#### Raw data

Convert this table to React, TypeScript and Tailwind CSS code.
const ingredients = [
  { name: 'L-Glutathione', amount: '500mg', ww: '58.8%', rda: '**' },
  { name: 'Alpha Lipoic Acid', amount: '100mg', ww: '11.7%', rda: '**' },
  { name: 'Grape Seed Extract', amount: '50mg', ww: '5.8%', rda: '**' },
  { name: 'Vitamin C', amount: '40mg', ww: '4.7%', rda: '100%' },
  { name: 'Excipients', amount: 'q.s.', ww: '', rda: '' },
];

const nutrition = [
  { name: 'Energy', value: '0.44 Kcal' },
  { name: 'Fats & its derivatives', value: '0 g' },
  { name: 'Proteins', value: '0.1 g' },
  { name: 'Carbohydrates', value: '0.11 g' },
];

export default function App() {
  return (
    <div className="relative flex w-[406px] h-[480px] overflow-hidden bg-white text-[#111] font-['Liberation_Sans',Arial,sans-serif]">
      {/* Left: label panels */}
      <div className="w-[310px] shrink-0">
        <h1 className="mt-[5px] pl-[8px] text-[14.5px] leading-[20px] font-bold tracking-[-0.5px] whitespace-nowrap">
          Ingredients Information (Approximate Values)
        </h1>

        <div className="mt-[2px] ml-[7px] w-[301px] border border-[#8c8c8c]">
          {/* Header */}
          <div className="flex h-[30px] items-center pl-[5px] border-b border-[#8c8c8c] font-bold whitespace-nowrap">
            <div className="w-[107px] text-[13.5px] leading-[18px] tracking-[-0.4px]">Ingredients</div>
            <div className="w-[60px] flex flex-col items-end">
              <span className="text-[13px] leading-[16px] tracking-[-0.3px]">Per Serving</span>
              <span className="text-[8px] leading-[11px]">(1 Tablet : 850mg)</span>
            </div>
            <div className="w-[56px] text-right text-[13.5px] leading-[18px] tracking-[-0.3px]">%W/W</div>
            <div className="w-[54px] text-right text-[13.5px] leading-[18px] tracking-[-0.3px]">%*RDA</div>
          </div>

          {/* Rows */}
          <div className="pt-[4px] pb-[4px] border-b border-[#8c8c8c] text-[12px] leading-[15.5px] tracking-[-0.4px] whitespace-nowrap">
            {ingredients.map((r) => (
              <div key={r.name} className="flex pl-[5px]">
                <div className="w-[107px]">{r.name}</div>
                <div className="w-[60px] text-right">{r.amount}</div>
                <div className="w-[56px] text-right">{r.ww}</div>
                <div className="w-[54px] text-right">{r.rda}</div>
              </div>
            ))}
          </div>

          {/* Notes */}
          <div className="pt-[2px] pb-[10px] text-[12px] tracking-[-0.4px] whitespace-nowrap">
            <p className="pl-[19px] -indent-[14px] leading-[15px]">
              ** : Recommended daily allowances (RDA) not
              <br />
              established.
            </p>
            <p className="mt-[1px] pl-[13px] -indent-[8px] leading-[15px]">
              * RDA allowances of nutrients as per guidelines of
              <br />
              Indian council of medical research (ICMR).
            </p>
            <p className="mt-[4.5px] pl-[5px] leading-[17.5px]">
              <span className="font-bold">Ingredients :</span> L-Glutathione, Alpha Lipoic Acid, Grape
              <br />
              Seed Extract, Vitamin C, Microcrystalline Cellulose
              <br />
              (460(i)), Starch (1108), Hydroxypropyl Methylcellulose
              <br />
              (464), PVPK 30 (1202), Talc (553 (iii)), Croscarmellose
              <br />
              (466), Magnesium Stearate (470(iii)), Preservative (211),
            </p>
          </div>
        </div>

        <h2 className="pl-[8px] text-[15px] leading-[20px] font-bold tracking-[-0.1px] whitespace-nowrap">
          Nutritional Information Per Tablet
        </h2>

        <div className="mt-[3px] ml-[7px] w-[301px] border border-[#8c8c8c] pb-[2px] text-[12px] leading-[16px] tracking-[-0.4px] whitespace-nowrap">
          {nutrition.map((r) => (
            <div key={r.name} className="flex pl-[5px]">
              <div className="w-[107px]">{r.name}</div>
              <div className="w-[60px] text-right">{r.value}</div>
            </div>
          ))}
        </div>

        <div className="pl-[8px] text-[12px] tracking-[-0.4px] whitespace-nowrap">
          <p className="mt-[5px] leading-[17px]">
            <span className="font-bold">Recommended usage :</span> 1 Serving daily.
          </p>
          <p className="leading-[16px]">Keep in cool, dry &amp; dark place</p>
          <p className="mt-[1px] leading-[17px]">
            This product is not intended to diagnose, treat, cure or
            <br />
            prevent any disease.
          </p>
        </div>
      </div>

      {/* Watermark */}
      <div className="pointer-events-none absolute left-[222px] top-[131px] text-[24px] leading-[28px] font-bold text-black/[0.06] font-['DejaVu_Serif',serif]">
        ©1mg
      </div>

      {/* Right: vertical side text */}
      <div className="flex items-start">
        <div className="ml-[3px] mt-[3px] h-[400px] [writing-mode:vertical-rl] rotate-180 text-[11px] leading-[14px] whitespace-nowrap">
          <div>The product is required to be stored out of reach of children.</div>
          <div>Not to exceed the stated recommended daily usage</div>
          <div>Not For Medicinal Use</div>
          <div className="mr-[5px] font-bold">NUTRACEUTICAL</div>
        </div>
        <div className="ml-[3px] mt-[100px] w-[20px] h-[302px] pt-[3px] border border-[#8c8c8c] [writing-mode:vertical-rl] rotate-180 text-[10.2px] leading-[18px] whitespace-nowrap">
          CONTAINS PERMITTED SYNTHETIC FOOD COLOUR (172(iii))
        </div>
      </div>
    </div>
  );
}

########
#### Raw data

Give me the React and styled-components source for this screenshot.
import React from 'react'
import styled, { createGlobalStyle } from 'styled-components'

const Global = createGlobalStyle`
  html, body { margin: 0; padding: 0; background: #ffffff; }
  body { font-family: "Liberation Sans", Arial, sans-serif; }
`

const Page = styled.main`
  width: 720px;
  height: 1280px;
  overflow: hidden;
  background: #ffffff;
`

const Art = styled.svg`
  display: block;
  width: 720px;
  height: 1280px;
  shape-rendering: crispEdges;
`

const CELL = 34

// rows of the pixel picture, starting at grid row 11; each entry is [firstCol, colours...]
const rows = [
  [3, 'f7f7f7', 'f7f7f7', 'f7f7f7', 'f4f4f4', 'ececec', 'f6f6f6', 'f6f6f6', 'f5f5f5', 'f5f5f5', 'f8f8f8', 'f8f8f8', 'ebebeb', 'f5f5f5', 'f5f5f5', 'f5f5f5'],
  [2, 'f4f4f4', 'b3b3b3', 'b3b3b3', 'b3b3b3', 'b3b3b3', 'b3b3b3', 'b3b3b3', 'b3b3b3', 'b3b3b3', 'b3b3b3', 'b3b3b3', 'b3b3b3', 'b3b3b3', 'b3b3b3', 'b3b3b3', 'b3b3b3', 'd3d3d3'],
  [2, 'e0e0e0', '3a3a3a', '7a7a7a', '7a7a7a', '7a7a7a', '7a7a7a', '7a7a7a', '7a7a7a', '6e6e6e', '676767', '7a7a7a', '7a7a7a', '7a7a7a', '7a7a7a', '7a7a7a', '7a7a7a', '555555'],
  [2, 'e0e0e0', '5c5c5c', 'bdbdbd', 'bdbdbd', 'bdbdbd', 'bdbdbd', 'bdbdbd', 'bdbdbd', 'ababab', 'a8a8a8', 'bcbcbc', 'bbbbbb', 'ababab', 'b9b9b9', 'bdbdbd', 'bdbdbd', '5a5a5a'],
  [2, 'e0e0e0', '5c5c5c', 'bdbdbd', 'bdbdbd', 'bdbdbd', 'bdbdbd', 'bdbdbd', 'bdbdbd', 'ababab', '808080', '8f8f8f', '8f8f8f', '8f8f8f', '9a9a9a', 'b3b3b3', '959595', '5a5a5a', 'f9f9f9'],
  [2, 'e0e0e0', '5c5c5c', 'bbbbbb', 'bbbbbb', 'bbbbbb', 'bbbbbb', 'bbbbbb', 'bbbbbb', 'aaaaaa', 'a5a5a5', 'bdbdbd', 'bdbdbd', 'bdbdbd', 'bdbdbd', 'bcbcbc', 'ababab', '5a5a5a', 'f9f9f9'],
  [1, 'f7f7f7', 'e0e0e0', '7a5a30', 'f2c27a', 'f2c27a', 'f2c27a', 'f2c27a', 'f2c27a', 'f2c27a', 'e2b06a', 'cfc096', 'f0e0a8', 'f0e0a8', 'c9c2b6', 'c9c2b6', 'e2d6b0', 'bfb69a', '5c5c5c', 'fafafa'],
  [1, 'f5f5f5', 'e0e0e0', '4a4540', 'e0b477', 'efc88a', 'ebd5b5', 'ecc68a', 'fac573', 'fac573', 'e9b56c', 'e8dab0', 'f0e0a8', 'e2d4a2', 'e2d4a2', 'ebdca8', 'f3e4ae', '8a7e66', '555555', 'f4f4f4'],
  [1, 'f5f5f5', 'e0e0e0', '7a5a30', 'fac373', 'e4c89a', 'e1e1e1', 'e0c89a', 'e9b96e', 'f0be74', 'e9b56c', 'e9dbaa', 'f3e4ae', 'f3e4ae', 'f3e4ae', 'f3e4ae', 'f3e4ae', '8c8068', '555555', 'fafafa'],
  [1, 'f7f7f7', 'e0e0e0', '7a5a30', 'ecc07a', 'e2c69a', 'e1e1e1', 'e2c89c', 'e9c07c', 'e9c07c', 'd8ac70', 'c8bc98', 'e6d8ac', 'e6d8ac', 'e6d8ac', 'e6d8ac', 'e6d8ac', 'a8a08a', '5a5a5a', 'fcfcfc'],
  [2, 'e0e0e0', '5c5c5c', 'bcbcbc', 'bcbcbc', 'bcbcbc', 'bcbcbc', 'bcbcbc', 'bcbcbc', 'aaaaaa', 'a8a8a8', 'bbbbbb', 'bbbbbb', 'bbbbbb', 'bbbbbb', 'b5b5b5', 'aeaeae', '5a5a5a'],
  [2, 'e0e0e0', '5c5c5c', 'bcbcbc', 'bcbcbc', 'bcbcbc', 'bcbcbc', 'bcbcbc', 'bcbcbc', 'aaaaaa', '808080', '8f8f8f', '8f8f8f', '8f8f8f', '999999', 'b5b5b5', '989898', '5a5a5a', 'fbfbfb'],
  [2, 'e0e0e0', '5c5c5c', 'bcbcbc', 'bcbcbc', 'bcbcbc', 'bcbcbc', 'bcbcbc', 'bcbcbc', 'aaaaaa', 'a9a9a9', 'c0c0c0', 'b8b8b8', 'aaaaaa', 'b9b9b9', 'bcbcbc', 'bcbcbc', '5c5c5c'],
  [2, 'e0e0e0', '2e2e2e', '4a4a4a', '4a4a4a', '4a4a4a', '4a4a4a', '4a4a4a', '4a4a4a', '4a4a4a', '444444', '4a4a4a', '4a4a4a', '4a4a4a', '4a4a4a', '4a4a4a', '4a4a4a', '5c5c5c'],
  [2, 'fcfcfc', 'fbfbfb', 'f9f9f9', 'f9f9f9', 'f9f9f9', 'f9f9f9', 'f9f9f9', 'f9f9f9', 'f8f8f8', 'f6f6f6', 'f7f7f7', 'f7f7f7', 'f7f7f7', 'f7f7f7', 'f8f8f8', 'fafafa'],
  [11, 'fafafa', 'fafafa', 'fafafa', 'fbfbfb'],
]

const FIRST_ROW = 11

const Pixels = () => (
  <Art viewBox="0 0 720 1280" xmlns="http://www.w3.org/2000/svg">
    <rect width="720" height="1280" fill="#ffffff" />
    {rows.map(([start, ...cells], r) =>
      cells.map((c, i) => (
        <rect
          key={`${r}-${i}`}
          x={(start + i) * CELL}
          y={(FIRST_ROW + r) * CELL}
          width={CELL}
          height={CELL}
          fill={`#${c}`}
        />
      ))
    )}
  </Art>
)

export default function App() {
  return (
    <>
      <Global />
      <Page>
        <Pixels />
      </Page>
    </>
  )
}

########

> [Problem statement] Select and copy every line of the material that holds the string "components".

> [Response]
Give me the React and styled-components source for this screenshot.
import styled, { createGlobalStyle } from 'styled-components'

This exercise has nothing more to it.